Chocky, one of Wyndham's last books, is a touching story about a young English schoolboy who becomes mentally linked to an alien. The Seeds of Time, like Consider Her Ways, is a short story collection.

In the early 1980s the books had another redesign, this time featuring painted covers by Peter Lord. These, for the most part, are the editions I borrowed and reborrowed from the local and the school libraries. The series also came as a boxed set.












In the late 1980s there was another redesign, with paintings from Mark Salwowski.
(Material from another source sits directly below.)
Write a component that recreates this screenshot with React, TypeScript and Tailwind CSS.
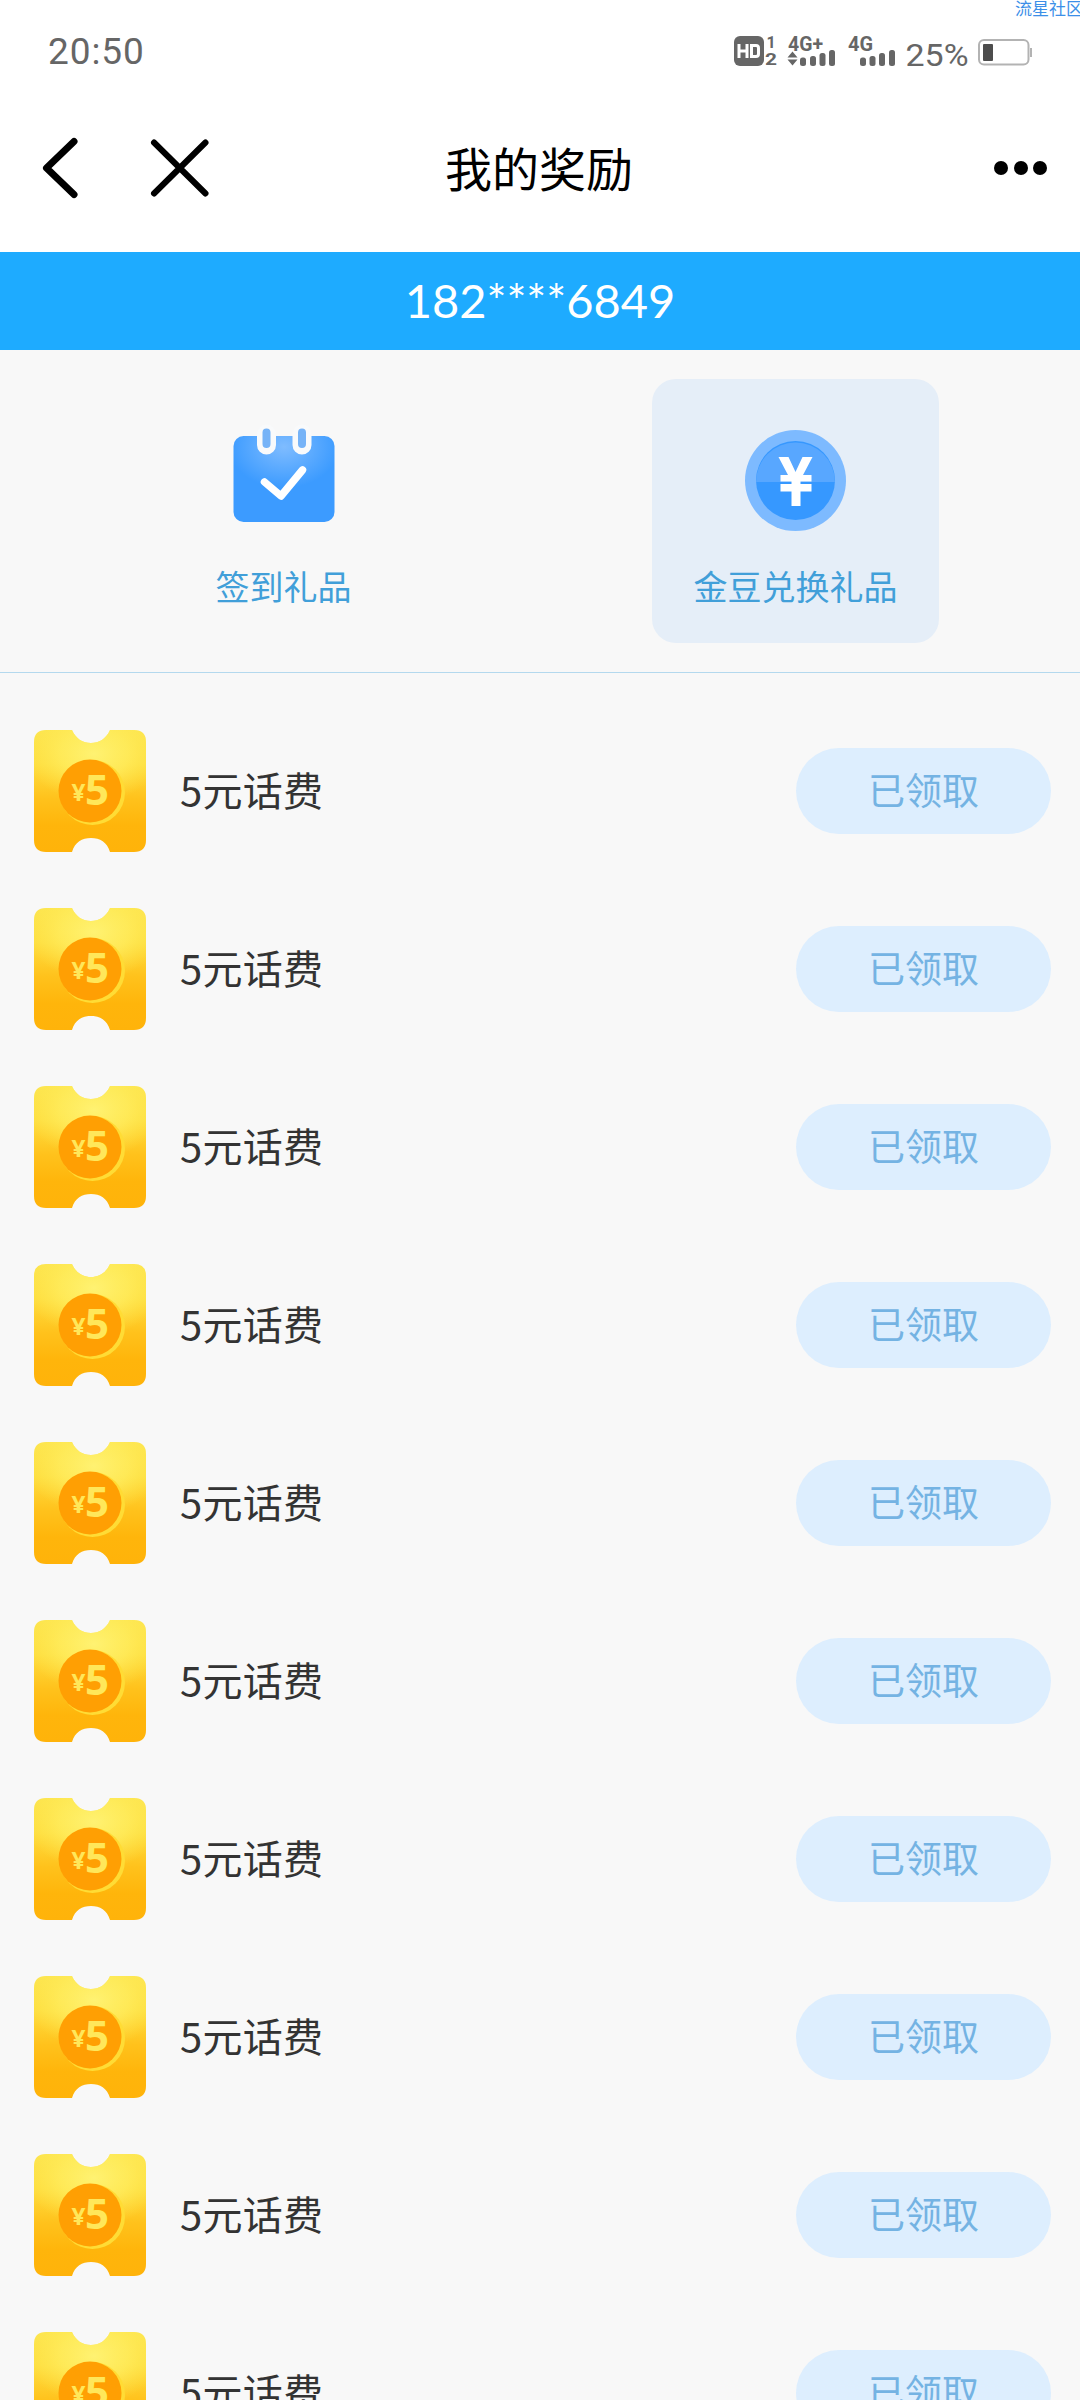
import React from "react";

interface Reward {
  id: number;
  amount: number;
  name: string;
  status: string;
}

const rewards: Reward[] = Array.from({ length: 10 }, (_, i) => ({
  id: i + 1,
  amount: 5,
  name: "5元话费",
  status: "已领取",
}));

const StatusIcons: React.FC = () => (
  <svg width="340" height="40" viewBox="730 30 340 40" className="shrink-0 overflow-visible" fill="#666">
    {/* HD voice, both SIMs */}
    <rect x="734" y="36" width="30" height="30" rx="6" />
    <path
      d="M739 44v14M747 44v14M739 51h8M751.500 45.500h4.500q2.500 0 2.500 2.500v6q0 2.500-2.500 2.500h-4.500z"
      fill="none"
      stroke="#fff"
      strokeWidth="3"
    />
    <g fontFamily="Roboto, sans-serif" fontWeight="700">
      <text x="766.500" y="47.500" fontSize="16">1</text>
      <text x="765" y="65" fontSize="17" textLength="12" lengthAdjust="spacingAndGlyphs">2</text>
      <text x="788" y="51" fontSize="20.500" textLength="35" lengthAdjust="spacingAndGlyphs">4G+</text>
      <text x="848" y="51" fontSize="20.500" textLength="25" lengthAdjust="spacingAndGlyphs">4G</text>
    </g>
    {/* Data arrows */}
    <path d="M792.500 51.500l5 6h-10zM792.500 65.500l5-6h-10z" />
    {/* Signal bars */}
    <rect x="800" y="57.500" width="6" height="8.500" rx="2.500" />
    <rect x="810" y="56" width="6" height="10" rx="2.500" />
    <rect x="819.500" y="53" width="6" height="13" rx="2.500" />
    <rect x="829" y="50" width="6" height="16" rx="2.500" />
    <rect x="860" y="57.500" width="6" height="8.500" rx="2.500" />
    <rect x="869.500" y="56" width="6" height="10" rx="2.500" />
    <rect x="879" y="53" width="6" height="13" rx="2.500" />
    <rect x="889" y="50" width="6" height="16" rx="2.500" />
    <text
      x="905.500"
      y="65.500"
      fontSize="31"
      fontFamily="Roboto, sans-serif"
      fontWeight="400"
      textLength="63"
      lengthAdjust="spacingAndGlyphs"
    >
      25%
    </text>
    {/* Battery */}
    <rect x="979" y="40" width="49.500" height="24.500" rx="5" fill="none" stroke="#b3b3b3" strokeWidth="2" />
    <rect x="983" y="44" width="10" height="17" rx="1" fill="#4d4d4d" />
    <rect x="1030" y="48" width="2" height="9" fill="#b3b3b3" />
  </svg>
);

const CalendarIcon: React.FC = () => (
  <svg width="102" height="102" viewBox="0 0 102 102" className="overflow-visible">
    <defs>
      <radialGradient id="calendar" gradientUnits="userSpaceOnUse" cx="51" cy="17" r="55" gradientTransform="translate(0 4) scale(1 .75)">
        <stop offset="0" stopColor="#7fbcff" />
        <stop offset="1" stopColor="#3c9bff" />
      </radialGradient>
    </defs>
    <rect x=".500" y="6" width="101" height="86" rx="10" fill="url(#calendar)" />
    <g fill="none" strokeLinecap="round">
      <path d="M33.500 4v11M69 4v11" stroke="#f9fafb" strokeWidth="19" />
      <path d="M33.500 2.500v11.500M69 2.500v11.500" stroke="#76b3f7" strokeWidth="8" />
      <path d="M31.500 52l16.500 14L69.500 40" stroke="#fff" strokeWidth="7.500" strokeLinejoin="round" />
    </g>
  </svg>
);

const CoinIcon: React.FC = () => (
  <svg width="102" height="102" viewBox="0 0 102 102">
    <circle cx="50.500" cy="50.500" r="50.500" fill="#7dbaff" />
    <circle cx="50.500" cy="50.500" r="39.500" fill="#3698ff" />
    <path d="M11 52a39.500 39.500 0 0 1 79 0z" fill="#58a7ff" />
    <path d="M33.500 27h10L50.500 42 57.500 27h10L58 45h8.500v6.500H55.500v2.500h11v7.500h-11v14.500h-9v-14.500h-11v-7.500h11v-2.500h-11V45H43z" fill="#fff" />
  </svg>
);

const TicketIcon: React.FC<{ amount: number }> = ({ amount }) => (
  <svg width="112" height="122" viewBox="0 0 112 122" className="shrink-0">
    <defs>
      <linearGradient id="ticket" x1="0" y1="0" x2="0" y2="1">
        <stop offset="0" stopColor="#fde54f" />
        <stop offset=".280" stopColor="#fede40" />
        <stop offset=".560" stopColor="#ffc21c" />
        <stop offset=".780" stopColor="#ffb50b" />
        <stop offset="1" stopColor="#ffb30a" />
      </linearGradient>
      <radialGradient id="shine">
        <stop offset="0" stopColor="#fff272" />
        <stop offset=".500" stopColor="#ffee60" stopOpacity=".700" />
        <stop offset="1" stopColor="#ffe94f" stopOpacity="0" />
      </radialGradient>
      <clipPath id="ticket-shape">
        <path d="M12 0H38C42 9 49 13 57 13S72 9 76 0H100Q112 0 112 12V110Q112 122 100 122H76C73 112 66 108 57 108S41 112 38 122H12Q0 122 0 110V12Q0 0 12 0Z" />
      </clipPath>
    </defs>
    <g clipPath="url(#ticket-shape)">
      <rect width="112" height="122" fill="url(#ticket)" />
      <ellipse cx="60" cy="24" rx="68" ry="48" fill="url(#shine)" />
    </g>
    <circle cx="58.500" cy="62.500" r="32.500" fill="#ffdc35" />
    <circle cx="56" cy="61" r="31.500" fill="#ff9f03" />
    <g fill="#ffe75a" fontFamily="'Open Sans', sans-serif" fontWeight="700">
      <text x="37.500" y="71" fontSize="24" textLength="14" lengthAdjust="spacingAndGlyphs">¥</text>
      <text x="51" y="75" fontSize="42" textLength="24" lengthAdjust="spacingAndGlyphs">{amount}</text>
    </g>
  </svg>
);

const RewardRow: React.FC<{ reward: Reward }> = ({ reward }) => (
  <li className="flex h-[178px] items-center pr-[29px] pl-[34px]">
    <TicketIcon amount={reward.amount} />
    <span className="ml-[34px] pb-1 text-[40px] leading-none tracking-[0.3px] text-[#333]">{reward.name}</span>
    <button className="ml-auto h-[86px] w-[255px] rounded-full bg-[#ddeefe] pb-1 text-[37px] leading-none text-[#74b3e3]">
      {reward.status}
    </button>
  </li>
);

export default function App() {
  return (
    <div className="relative h-[2400px] w-[1080px] overflow-hidden bg-[#f8f8f8] font-['Noto_Sans_CJK_SC',sans-serif]">
      <span className="absolute top-0 left-[1015px] text-[17px] leading-[16px] whitespace-nowrap text-[#3c8fe8]">
        流星社区
      </span>

      <header className="h-[252px] bg-white">
        <div className="flex h-[100px] items-center justify-between pr-2.5 pl-12">
          <time className="pt-1 font-[Roboto,sans-serif] text-[37px] tracking-[0.9px] text-[#666]">20:50</time>
          <StatusIcons />
        </div>
        <div className="flex h-[136px] items-center px-[33px]">
          <div className="flex flex-1 items-center">
            <svg width="180" height="64" viewBox="0 0 180 64" fill="none" stroke="#000" strokeLinecap="round" strokeLinejoin="round">
              <path d="M41 5.500L13.500 32L41 58.500" strokeWidth="7" />
              <path d="M121 6.500L172.500 57.500M172.500 6.500L121 57.500" strokeWidth="6" />
            </svg>
          </div>
          <h1 className="pr-0.5 pb-1 text-[47px] leading-none text-black">我的奖励</h1>
          <div className="flex flex-1 items-center justify-end gap-[5.5px]">
            <i className="size-[14px] rounded-full bg-black" />
            <i className="size-[14px] rounded-full bg-black" />
            <i className="size-[14px] rounded-full bg-black" />
          </div>
        </div>
      </header>

      <div className="flex h-[98px] items-center justify-center bg-[#1eabff] pb-0.5 font-[Lato,sans-serif] text-[47px] text-white">
        182****6849
      </div>

      <nav className="flex h-[323px] gap-[225px] border-b border-[#b4d9ee] pt-[29px] pl-[140px]">
        <button className="flex h-[264px] w-[287px] flex-col items-center rounded-3xl pt-[51px] text-[34px] text-[#419fd9]">
          <CalendarIcon />
          <span className="mt-[37px] leading-none">签到礼品</span>
        </button>
        <button className="flex h-[264px] w-[287px] flex-col items-center rounded-3xl bg-[#e5eef8] pt-[51px] text-[34px] text-[#419fd9]">
          <CoinIcon />
          <span className="mt-[37px] leading-none">金豆兑换礼品</span>
        </button>
      </nav>

      <ul className="pt-[29px]">
        {rewards.map((reward) => (
          <RewardRow key={reward.id} reward={reward} />
        ))}
      </ul>
    </div>
  );
}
These are, for the most part, the editions I used birthday book vouchers to horde.









In the late 1990s, Triffids was released as one of the Essential Penguins, a series of very nicely designed classics.



And then, in the late 1990s, another redesign, this a rather cartoonish one at the hands of Spencer Wilson.










Several of Wyndham's books have also been given the Penguin Classics treatment.



And, to bring us up to date, Penguin have just reissued five of Wyndham's books with new covers by an artist I know not. UPDATE: The tremendously wise John Self has done the research, and says that the cover artist is Brian Cronin. A follow-up post on this chap's other covers is a-coming.







But wait! There's more. As well as some various random covers I may as well bung in here (including those for the dire Triffids movie, the excellent Triffids TV series, and the excellent children's TV Chocky).




Other paperback houses have also put out Wyndham--Ballantine in the 1950s and 1960s, and Coronet/NEL in the 1970s and 1980s.





Tnen there's this hardback edition from Gollancz, as part of their SF Masterworks series. This is a digital image by Fred Gambino.



Finally, in the US these days, Wyndham seems to be rather less well known. Fortunately for Americans, Triffids is available as part of the Modern Library (as a "lost" classic, oddly enough), and The Chrysalids as an upcoming NYRB Classic.




So! You've some reading to be doing.